§ **EXERCISE OBJECTIVE**:
Omit the pictures and return every entry exactly as written.

§ **ITEMS**:
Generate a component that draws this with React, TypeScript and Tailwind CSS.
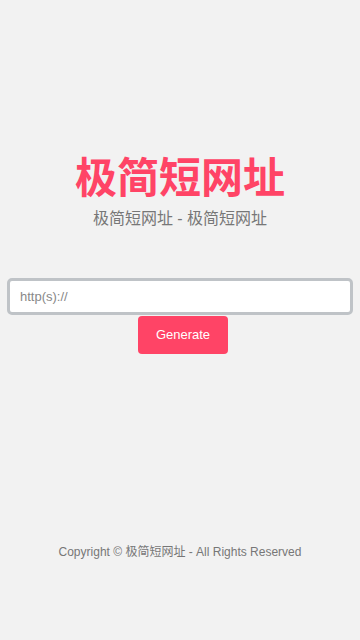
import { useState } from 'react'

export default function App() {
  const [url, setUrl] = useState('')

  return (
    <div className="min-h-[640px] bg-[#f2f2f2] flex flex-col font-['Liberation_Sans','Noto_Sans_CJK_SC',sans-serif]">
      <main className="flex flex-col items-center pt-[158px]">
        <h1 className="text-[42px] leading-[42px] font-bold text-[#ff4466]">极简短网址</h1>
        <p className="mt-[9px] text-[16px] leading-[20px] text-[#777]">极简短网址 - 极简短网址</p>
      </main>

      <form
        className="mt-[49px] px-[7px] flex flex-col items-center"
        onSubmit={(e) => e.preventDefault()}
      >
        <input
          value={url}
          onChange={(e) => setUrl(e.target.value)}
          placeholder="http(s)://"
          className="w-full h-[37px] bg-white border-[3px] border-[#bfc3c7] rounded-[5px] px-[10px] text-[13px] text-[#333] placeholder:text-[#888] outline-none"
        />
        <button
          type="submit"
          className="mt-px ml-[6px] w-[90px] h-[38px] rounded-[4px] bg-[#ff4466] text-white text-[13px]"
        >
          Generate
        </button>
      </form>

      <footer className="mt-[190px] text-center text-[12px] leading-[16px] text-[#777]">
        Copyright © 极简短网址 - All Rights Reserved
      </footer>
    </div>
  )
}
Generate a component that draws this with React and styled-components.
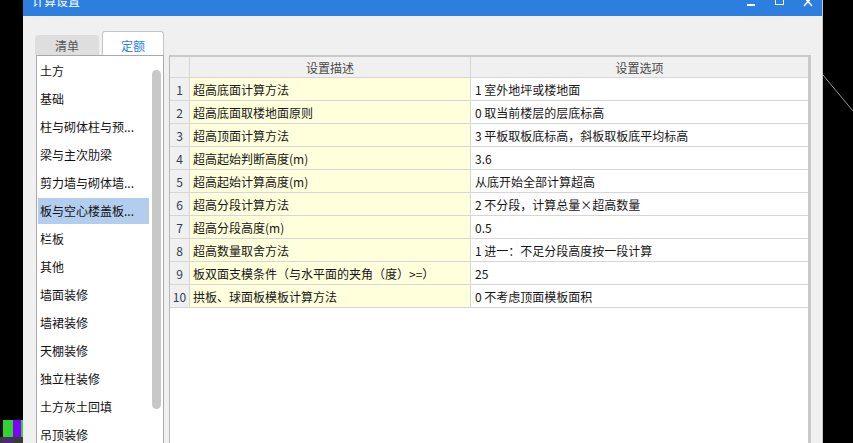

§ **SOLUTION TO THIS EXERCISE**:
Generate a component that draws this with React, TypeScript and Tailwind CSS.
import { useState } from 'react'

export default function App() {
  const [url, setUrl] = useState('')

  return (
    <div className="min-h-[640px] bg-[#f2f2f2] flex flex-col font-['Liberation_Sans','Noto_Sans_CJK_SC',sans-serif]">
      <main className="flex flex-col items-center pt-[158px]">
        <h1 className="text-[42px] leading-[42px] font-bold text-[#ff4466]">极简短网址</h1>
        <p className="mt-[9px] text-[16px] leading-[20px] text-[#777]">极简短网址 - 极简短网址</p>
      </main>

      <form
        className="mt-[49px] px-[7px] flex flex-col items-center"
        onSubmit={(e) => e.preventDefault()}
      >
        <input
          value={url}
          onChange={(e) => setUrl(e.target.value)}
          placeholder="http(s)://"
          className="w-full h-[37px] bg-white border-[3px] border-[#bfc3c7] rounded-[5px] px-[10px] text-[13px] text-[#333] placeholder:text-[#888] outline-none"
        />
        <button
          type="submit"
          className="mt-px ml-[6px] w-[90px] h-[38px] rounded-[4px] bg-[#ff4466] text-white text-[13px]"
        >
          Generate
        </button>
      </form>

      <footer className="mt-[190px] text-center text-[12px] leading-[16px] text-[#777]">
        Copyright © 极简短网址 - All Rights Reserved
      </footer>
    </div>
  )
}
Generate a component that draws this with React and styled-components.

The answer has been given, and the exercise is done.